Naturally, the argument for self-defense boils down to this: If civilians try to seize a weapon from a gunman who just shot somebody in the head, that gunman has a right to shoot them. If this theory were legally correct (thankfully, it isn’t) then a person who tries to grab a mass shooter’s gun may be legally killed by the shooter himself. Rittenhouse ultimately proved to be a mass shooter, one in illegal possession of a firearm, a gun that police allowed him to carry even after he had apparently shot three people a block in front of them. The cops who ordered protesters to disperse for violating curfew did not order an obviously underage teen to put down his assault weapon. Tucker Carlson (the crown prince of stupidity) got it backward; the question here is why anyone is shocked that protesters would try to disarm an armed vigilante when law enforcement refused to.
As Mark Joseph Stern writes: “After Jacob Blake’s shooting, conservative media hunted for evidence that might exonerate the officer, fixating on the presence of a knife in Blake’s car.

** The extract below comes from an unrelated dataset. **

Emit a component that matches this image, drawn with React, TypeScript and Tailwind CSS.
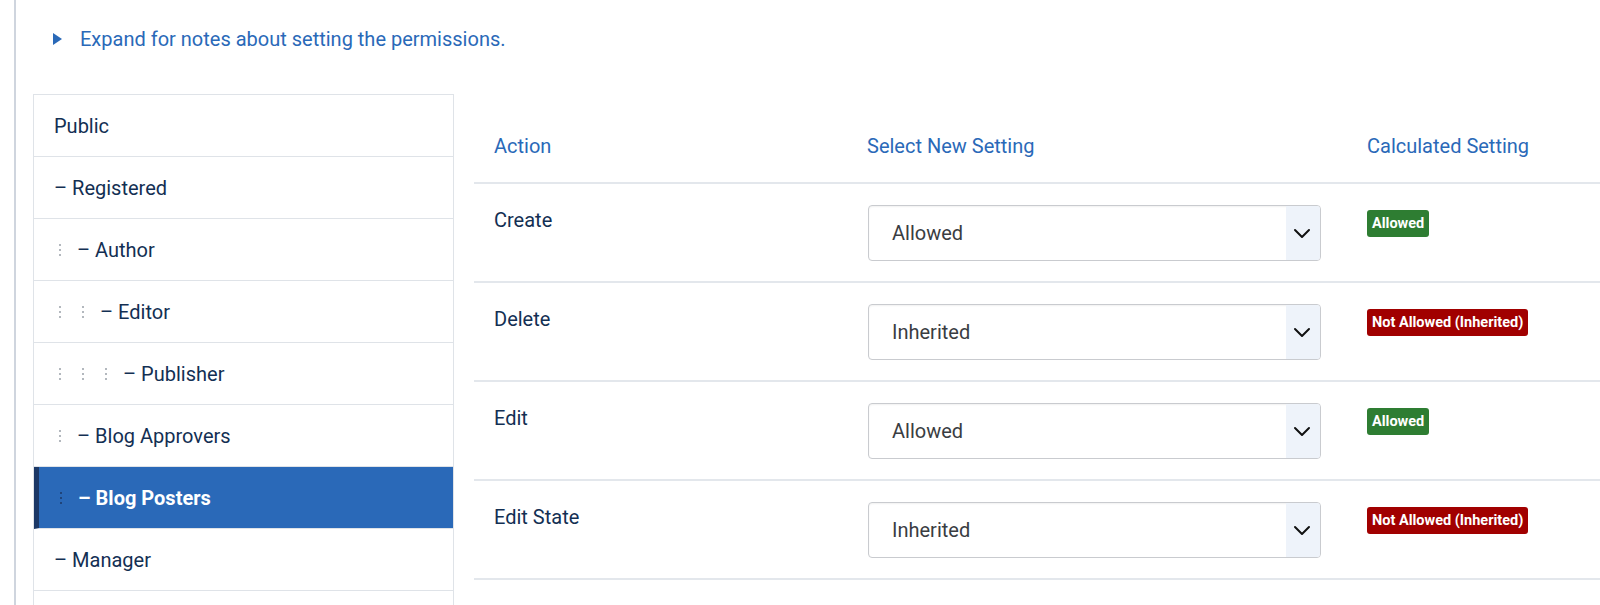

After Rittenhouse shot three protesters, the right hunted for evidence that might exonerate the shooter, settling on the fantasy that those protesters were the real vigilantes who got what was coming to them. The lesson here is simple: A white man with a gun is innocent until proven guilty; his victims are guilty until proven innocent. It is a lesson tragically embedded in American history, and one that racist far-right militias around the country will surely take to heart this week.”
We still only know fragments about what exactly motivated a teenager to get hold of an assault rifle and hang around with armed militias. And the scariest thing about it, is that he may be just the first. "The fundamental unfairness of [the Blake and Rittenhouse] tragedies in one Wisconsin city... should be enough for even the most stubborn of white Americans to understand why people are marching to assert and rightfully demand that Black lives matter," writes Chicago Tribune columnist Rex Huppke. "The clear-as-glass unfairness of it all should be enough." But, and as he concludes: "it won't be."